Perilunate dislocations are pure ligamentous injuries. They result from high-energy trauma. They may lead to severe disruption of carpal anatomy, leading to profound changes in wrist biomechanics.
The pathoanatomy is sequential disruption of carpal ligaments, passing from the radial side to the ulnar side of the wrist. This leads to progressive perilunar instability. The first event is scapholunate dissociation. The final expression is complete displacement of the carpus around the lunate.
Rupture of the scapholunate ligament is the first event in any sequence of perilunar ligament ruptures. It is the most common cause of wrist instability.
Elements of the injury
The essential elements of the injuries are dissociation of the scaphoid and the lunate, flexion of the scaphoid, and extension of the lunate.

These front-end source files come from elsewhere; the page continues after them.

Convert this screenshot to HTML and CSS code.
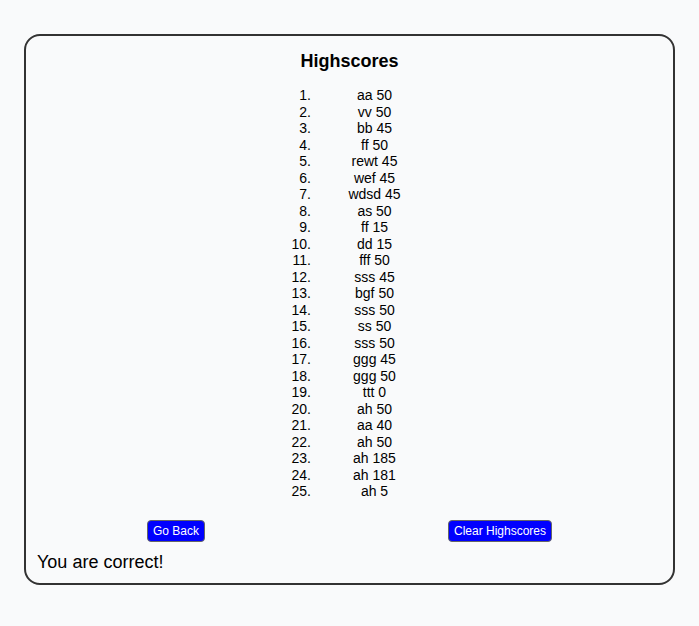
FILE: index.html
```html
<!DOCTYPE html>
<html>
<head>
<meta charset="utf-8">
<link rel="stylesheet" href="styles.css">
</head>
<body>
<div class="card">
  <h1 class="title">Highscores</h1>
  <div class="scores">
    <span class="num">1.</span><span class="name">aa 50</span>
    <span class="num">2.</span><span class="name">vv 50</span>
    <span class="num">3.</span><span class="name">bb 45</span>
    <span class="num">4.</span><span class="name">ff 50</span>
    <span class="num">5.</span><span class="name">rewt 45</span>
    <span class="num">6.</span><span class="name">wef 45</span>
    <span class="num">7.</span><span class="name">wdsd 45</span>
    <span class="num">8.</span><span class="name">as 50</span>
    <span class="num">9.</span><span class="name">ff 15</span>
    <span class="num">10.</span><span class="name">dd 15</span>
    <span class="num">11.</span><span class="name">fff 50</span>
    <span class="num">12.</span><span class="name">sss 45</span>
    <span class="num">13.</span><span class="name">bgf 50</span>
    <span class="num">14.</span><span class="name">sss 50</span>
    <span class="num">15.</span><span class="name">ss 50</span>
    <span class="num">16.</span><span class="name">sss 50</span>
    <span class="num">17.</span><span class="name">ggg 45</span>
    <span class="num">18.</span><span class="name">ggg 50</span>
    <span class="num">19.</span><span class="name">ttt 0</span>
    <span class="num">20.</span><span class="name">ah 50</span>
    <span class="num">21.</span><span class="name">aa 40</span>
    <span class="num">22.</span><span class="name">ah 50</span>
    <span class="num">23.</span><span class="name">ah 185</span>
    <span class="num">24.</span><span class="name">ah 181</span>
    <span class="num">25.</span><span class="name">ah 5</span>
  </div>
  <div class="actions">
    <div class="cell"><button class="btn">Go Back</button></div>
    <div class="cell"><button class="btn">Clear Highscores</button></div>
  </div>
  <p class="result">You are correct!</p>
</div>
</body>
</html>
```

FILE: styles.css
```css
* { box-sizing: border-box; }
html, body {
  margin: 0;
  padding: 0;
  background: #f9fafb;
  font-family: "Liberation Sans", Arial, sans-serif;
  color: #000;
}
.card {
  margin: 34px 0 0 24px;
  width: 651px;
  border: 2px solid #333;
  border-radius: 16px;
  padding: 15px 11px 10px 11px;
}
.title {
  margin: 0;
  font-size: 18px;
  line-height: 21px;
  font-weight: bold;
  text-align: center;
}
.scores {
  margin-top: 15px;
  display: grid;
  grid-template-columns: 40px 127px;
  justify-content: center;
  padding-left: 10px;
  font-size: 14px;
  line-height: 16.5px;
}
.num { text-align: right; }
.name { text-align: center; }
.actions {
  margin-top: 20.5px;
  margin-left: -23px;
  display: grid;
  grid-template-columns: 1fr 1fr;
}
.cell {
  display: flex;
  justify-content: center;
}
.btn {
  font-family: "Liberation Sans", Arial, sans-serif;
  font-size: 12px;
  line-height: 14px;
  height: 22px;
  padding: 3px 5px;
  color: #fff;
  background: #0000ff;
  border: 1px solid #666;
  border-radius: 4px;
}
.result {
  margin: 10px 0 0 0;
  font-size: 18px;
  line-height: 21px;
}
```
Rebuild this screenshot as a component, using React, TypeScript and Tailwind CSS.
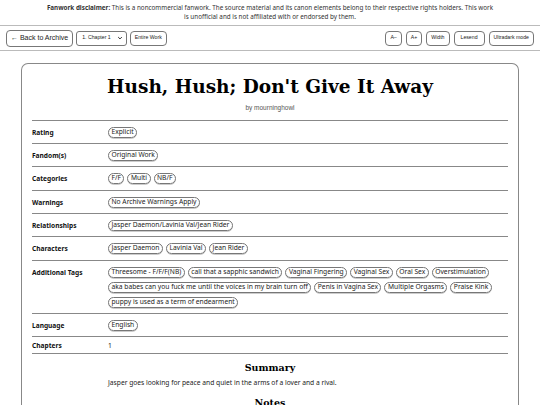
const tagRows: { label: string; tags?: string[]; text?: string }[] = [
  { label: 'Rating', tags: ['Explicit'] },
  { label: 'Fandom(s)', tags: ['Original Work'] },
  { label: 'Categories', tags: ['F/F', 'Multi', 'NB/F'] },
  { label: 'Warnings', tags: ['No Archive Warnings Apply'] },
  { label: 'Relationships', tags: ['Jasper Daemon/Lavinia Val/Jean Rider'] },
  { label: 'Characters', tags: ['Jasper Daemon', 'Lavinia Val', 'Jean Rider'] },
  {
    label: 'Additional Tags',
    tags: [
      'Threesome - F/F/F(NB)',
      'call that a sapphic sandwich',
      'Vaginal Fingering',
      'Vaginal Sex',
      'Oral Sex',
      'Overstimulation',
      'aka babes can you fuck me until the voices in my brain turn off',
      'Penis in Vagina Sex',
      'Multiple Orgasms',
      'Praise Kink',
      'puppy is used as a term of endearment',
    ],
  },
  { label: 'Language', tags: ['English'] },
  { label: 'Chapters', text: '1' },
];

function Tag({ children }: { children: string }) {
  return (
    <span className="inline-flex h-[11px] items-center whitespace-nowrap rounded-full border border-[#777] px-[2.5px] text-[6.7px] leading-none text-[#222] shadow-[0_0.5px_0_#999]">
      {children}
    </span>
  );
}

function ToolButton({ children, wide }: { children: string; wide?: boolean }) {
  return (
    <button
      className={`h-[15px] rounded-[4px] border border-[#777] bg-white font-['Liberation_Sans',sans-serif] text-[5.2px] text-[#222] ${wide ? 'px-[6px]' : 'px-[4px]'}`}
    >
      {children}
    </button>
  );
}

export default function App() {
  return (
    <div className="min-h-screen bg-white font-['Noto_Sans',sans-serif] text-[#222]">
      <div className="border-b border-[#bbb] pt-[3px] pb-[4px] text-center text-[6.3px] leading-[9px] text-[#333]">
        <div className="whitespace-nowrap">
          <b>Fanwork disclaimer:</b> This is a noncommercial fanwork. The source material and its canon elements belong to their respective rights holders. This work
        </div>
        <div>is unofficial and is not affiliated with or endorsed by them.</div>
      </div>

      <div className="flex h-[25px] items-center justify-between border-b border-[#bbb] px-[6px]">
        <div className="flex items-center gap-[3px]">
          <button className="h-[17px] rounded-[4px] border border-[#777] bg-white px-[4px] font-['Liberation_Sans',sans-serif] text-[7px] text-[#222]">
            ← Back to Archive
          </button>
          <div className="flex h-[15px] items-center rounded-[3px] border border-[#777] bg-white pl-[5px] pr-[3px] font-['Liberation_Sans',sans-serif] text-[5.2px]">
            <span>1. Chapter 1</span>
            <svg width="6" height="6" viewBox="0 0 10 10" className="ml-[6px]">
              <path d="M2 3.5 L5 6.5 L8 3.5" fill="none" stroke="#222" strokeWidth="1.6" />
            </svg>
          </div>
          <ToolButton>Entire Work</ToolButton>
        </div>
        <div className="flex items-center gap-[4px]">
          <ToolButton>A–</ToolButton>
          <ToolButton>A+</ToolButton>
          <ToolButton>Width</ToolButton>
          <ToolButton wide>Lesend</ToolButton>
          <ToolButton>Ultradark mode</ToolButton>
        </div>
      </div>

      <div className="mx-[21px] mt-[12px] rounded-t-[7px] border border-b-0 border-[#888] px-[10px] pt-[10px] pb-[20px]">
        <h1 className="text-center font-['DejaVu_Serif',serif] text-[18.5px] font-bold leading-[26px] text-black">
          Hush, Hush; Don&apos;t Give It Away
        </h1>
        <div className="mt-[3px] mb-[7px] text-center font-['Liberation_Sans',sans-serif] text-[6.5px] text-[#555]">
          by mourninghowl
        </div>

        <div className="border-t border-[#888]">
          {tagRows.map((row) => (
            <div
              key={row.label}
              className={`flex border-b border-[#888] ${row.text ? 'pt-[3px] pb-[2px]' : 'pt-[6px] pb-[5.3px]'}`}
            >
              <div className="w-[76px] shrink-0 text-[6.6px] font-bold leading-[11px] text-[#111]">{row.label}</div>
              {row.tags ? (
                <div className="flex flex-1 flex-wrap gap-x-[3px] gap-y-[4px]">
                  {row.tags.map((t) => (
                    <Tag key={t}>{t}</Tag>
                  ))}
                </div>
              ) : (
                <div className="text-[6.7px] leading-[11px] text-[#222]">{row.text}</div>
              )}
            </div>
          ))}
        </div>

        <h2 className="mt-[7px] text-center font-['DejaVu_Serif',serif] text-[9.5px] font-bold leading-[14px] text-black">
          Summary
        </h2>
        <p className="mt-[3px] pl-[76px] text-[6.7px] leading-[10px] text-[#222]">
          Jasper goes looking for peace and quiet in the arms of a lover and a rival.
        </p>
        <h2 className="mt-[8px] text-center font-['DejaVu_Serif',serif] text-[9.5px] font-bold leading-[14px] text-black">
          Notes
        </h2>
      </div>
    </div>
  );
}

Restoration of rotational stability between scaphoid and lunate is key to restoring normal wrist kinematics.
In this more advanced stage of perilunar dislocation, both the scapholunate (SL) and lunotriquetral interosseous ligaments fail. A rupture of the palmar extrinsic ligaments also occurs.
Closed reduction is a preliminary step to operative treatment and has three effects:
it restores carpal alignment
improves the patient’s comfort and
facilitates surgical repair.
Nonoperative treatment is so frequently followed by redisplacement and later carpal derangement, that ligament repair is strongly indicated. Combined surgical approaches facilitate comprehensive repair of the multiple ligament disruptions.